Tyler Treese: Debbie, yourself, and Jorge have such great chemistry in the film. Were you able to build that off-screen, or did it just click?
Debby Ryan: I think it just clicks. We’re both actors, and that was the job, but he’s also easy to get along with. That’s actually not true. No, he doesn’t give it away for free. So I think the amount of time that we spent together on set, we connected very well and we became friends, and we just found it. I think just the three of us spending so much time in that car. I think we all just got really close, and it was a lot of sort of like stunt training.
It was Mardi Gras, so we would all go out and watch a basketball game, or we would all sort of listen to music or be chilling and have meals. So I think the more that you were around people, the more you find of them. It was also really important to both of our characters that from the beginning, upon seeing each other, we connected in a way that was inspiring and challenged what we thought of our lives, our futures, and our relationships. So I think it was just sort of that was the work.
Lucy, you really get to go just all out in this role. How freeing was it just to be this wild and fun vampire?
Lucy Fry: Yeah, it was so much fun to have a character where it was like a green light for any direction almost. Adam was such a great director. In that to find her madness and her drive and her passion and her kind of ambition and her wild nature, Adam would say, “Okay, sometimes you’ve gotta take it as far as possible and just go all out, and then we can bring it back to find the ground underneath that.”
He just gave me full reign to kind of explore, and I’ve never played a character where I’ve had so much freedom to explore different aspects. I think it’s kind of almost ironic that it’s like a vampire was unhuman, like the undead thing, and that within that, I got to explore such a range of human experience of the playfulness, the love for Blaire, the jealousy, greed. Yeah, it was so much fun.
Debbie, going from Barney to being a vampire is quite the career arc. What did you find most interesting about Blaire, and what were you able to dig into this character?
Ryan: I mean, one of the most interesting things about her as she really came together was her humanity and her search for… When you’ve been around people who have watched people be born, live their entire life, and pass away for so long. I think it’s very lonely and it’s hard to connect with people. They’re also so much older than me. Blaire’s sort of the youngest vampire in her little group. So she still hasn’t lost it yet. She still has that little bit of life. I think that tension of her being surrounded by this world and that being her entire experience, but also having this thing that sort of still flickers and simmers inside of her, that’s just desperate to connect. It’s a really relatable but sort of complicated dynamic.
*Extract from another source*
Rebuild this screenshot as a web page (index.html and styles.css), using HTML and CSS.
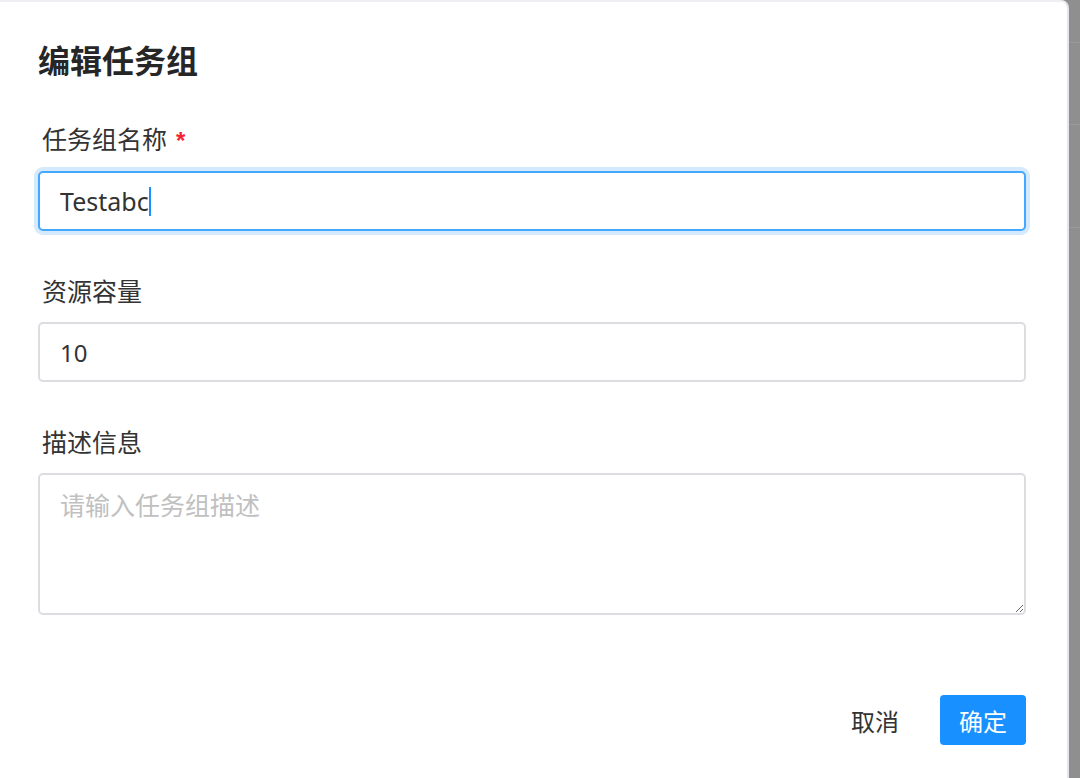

That was fun, and I wanted to fight. Both of us do martial arts. So I wanted to sort of fight and kick some ass, and I liked Adam’s vision. I thought that he not only had such a distinct vision from everything from how it would be shot and lit to edited, to sound and making playlists throughout it and knowing how things were gonna be edited but also just to have such an understanding and collaboration and us talking about the female experience and him creating so much space for us to inform it by what we know to be true and important to represent. I think that was why it felt so safe, and he’s just an amazing director, and I believed in him, and he made this movie.